D. – Come stanno procedendo le attività della scuola e quale l’alternativa in caso di definitiva demolizione?

R. – In questi giorni, l’attività della scuola sta andando avanti in maniera assolutamente regolare perché, appunto, lì l’anno scolastico è ufficialmente cominciato prima proprio perché era importante che la scuola fosse piena di persone. Se la scuola venisse demolita – noi ci opponiamo proprio a questo – i bambini non avrebbero modo di andare a scuola. Quello che dicono le parti israeliane è che non verrebbe solo demolita, ma anche riposizionata in un’altra comunità, ma è già stato fatto il nome di una comunità che non è vicina, dista circa 7 km. Sappiamo che i bambini delle comunità beduine si spostano a piedi: si tratta di bimbi di scuola primaria, quindi anche piccoli, che non possono fare 7 km in un territorio dove, tra l’altro, non ci sono strade.

D. – Oltre alla scuola di gomma, attualmente qual è la situazione generale e il clima che si respira in quei territori?

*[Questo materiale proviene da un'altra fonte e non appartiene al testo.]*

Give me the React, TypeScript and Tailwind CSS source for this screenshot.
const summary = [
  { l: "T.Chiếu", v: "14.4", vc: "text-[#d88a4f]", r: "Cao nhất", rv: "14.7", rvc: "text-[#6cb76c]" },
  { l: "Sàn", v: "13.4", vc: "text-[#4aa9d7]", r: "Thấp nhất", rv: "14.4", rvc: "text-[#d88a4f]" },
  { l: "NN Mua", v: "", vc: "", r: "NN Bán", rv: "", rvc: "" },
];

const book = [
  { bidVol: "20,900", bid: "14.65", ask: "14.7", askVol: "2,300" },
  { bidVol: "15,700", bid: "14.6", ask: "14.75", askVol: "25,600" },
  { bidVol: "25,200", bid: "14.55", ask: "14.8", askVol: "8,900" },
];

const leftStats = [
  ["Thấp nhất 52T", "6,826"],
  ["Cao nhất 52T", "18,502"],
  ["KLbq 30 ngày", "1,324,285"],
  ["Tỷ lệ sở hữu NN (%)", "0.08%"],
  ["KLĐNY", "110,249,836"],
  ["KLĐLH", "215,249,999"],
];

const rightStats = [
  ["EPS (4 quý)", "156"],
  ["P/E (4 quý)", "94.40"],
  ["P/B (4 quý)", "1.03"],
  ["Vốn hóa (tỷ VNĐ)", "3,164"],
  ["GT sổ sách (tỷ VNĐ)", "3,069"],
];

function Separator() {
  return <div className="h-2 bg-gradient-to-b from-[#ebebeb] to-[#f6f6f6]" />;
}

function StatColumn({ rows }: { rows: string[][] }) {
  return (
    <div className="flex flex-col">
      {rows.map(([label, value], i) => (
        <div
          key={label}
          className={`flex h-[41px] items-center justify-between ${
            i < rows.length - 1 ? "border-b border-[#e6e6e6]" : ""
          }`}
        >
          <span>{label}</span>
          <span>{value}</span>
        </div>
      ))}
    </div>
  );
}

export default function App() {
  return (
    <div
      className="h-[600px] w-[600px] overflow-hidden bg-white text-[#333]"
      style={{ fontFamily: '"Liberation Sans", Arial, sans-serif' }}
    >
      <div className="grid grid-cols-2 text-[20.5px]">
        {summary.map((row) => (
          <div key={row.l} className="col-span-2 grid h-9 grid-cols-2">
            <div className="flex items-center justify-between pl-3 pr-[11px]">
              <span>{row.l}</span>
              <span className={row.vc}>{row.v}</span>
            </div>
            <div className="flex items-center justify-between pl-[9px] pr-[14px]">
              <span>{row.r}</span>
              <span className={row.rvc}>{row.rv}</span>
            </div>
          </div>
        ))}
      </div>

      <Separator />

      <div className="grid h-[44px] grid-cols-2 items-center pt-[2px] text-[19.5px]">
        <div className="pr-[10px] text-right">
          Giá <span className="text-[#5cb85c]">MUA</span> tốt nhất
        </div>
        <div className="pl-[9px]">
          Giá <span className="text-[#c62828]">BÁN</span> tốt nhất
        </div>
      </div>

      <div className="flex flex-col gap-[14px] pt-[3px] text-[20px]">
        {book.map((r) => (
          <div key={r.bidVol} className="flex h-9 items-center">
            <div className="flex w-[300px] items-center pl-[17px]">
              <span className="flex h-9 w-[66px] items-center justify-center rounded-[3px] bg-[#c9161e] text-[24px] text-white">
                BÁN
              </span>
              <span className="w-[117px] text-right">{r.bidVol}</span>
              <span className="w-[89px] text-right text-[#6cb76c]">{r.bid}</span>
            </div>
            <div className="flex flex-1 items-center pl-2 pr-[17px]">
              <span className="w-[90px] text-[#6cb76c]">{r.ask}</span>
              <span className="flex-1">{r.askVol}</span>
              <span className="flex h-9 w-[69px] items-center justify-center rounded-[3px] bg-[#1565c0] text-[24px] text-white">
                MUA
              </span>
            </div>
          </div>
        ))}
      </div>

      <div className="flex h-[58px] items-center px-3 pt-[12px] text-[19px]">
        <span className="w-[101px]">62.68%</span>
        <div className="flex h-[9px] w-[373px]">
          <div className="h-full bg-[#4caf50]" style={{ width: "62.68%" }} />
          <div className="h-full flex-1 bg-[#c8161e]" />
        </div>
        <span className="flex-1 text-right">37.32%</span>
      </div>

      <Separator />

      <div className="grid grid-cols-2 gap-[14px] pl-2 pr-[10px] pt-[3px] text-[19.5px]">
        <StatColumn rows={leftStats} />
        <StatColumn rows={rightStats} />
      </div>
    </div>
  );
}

R. – Arriviamo alla ragione reale per cui di fatto la scuola vorrebbe essere demolita. Ci troviamo in "Area C", un‘area della Palestina – della Cisgiordania in particolare – molto estesa. E' un’area dove vivono palestinesi ma dove l’autorità è completamente israeliana. Ed è questo il motivo dei forti vincoli che ad esempio vengono imposti. Di fatto, non si possono costruire edifici permanenti utilizzando cemento e con fondamenta. La scuola di gomma è fatta di gomme proprio per questo. L’"Area C" è di forte espansione coloniale e sono decenni che Israele sta ampliando le colonie. Attualmente tutte le comunità beduine, soprattutto dell’area intorno a Gerusalemme, sono sotto quello che viene chiamato “Forced displacement plan”, cioè un Piano di spostamento forzato. Quindi, la sensazione è che la vera ragione è che quell’area sia chiave e quindi rientri un po’ in un contesto di spostamento delle comunità beduine che ormai va avanti da decenni e che vedrebbe il loro ricollocamento in aree vicine a centri urbani. Quindi, tenderebbe a urbanizzare un po’ le comunità beduine però, appunto, vorrebbe liberare il territorio che queste occupano per favorire l’espansione coloniale. Quindi, pensiamo anche che se la scuola venisse demolita, con buona probabilità poi tutta la comunità verrebbe forzatamente spostata. Siamo molto consapevoli che si tratta di una questione chiave che riguarda un po’ in generale la situazione geopolitica della Cisgiordania oggi.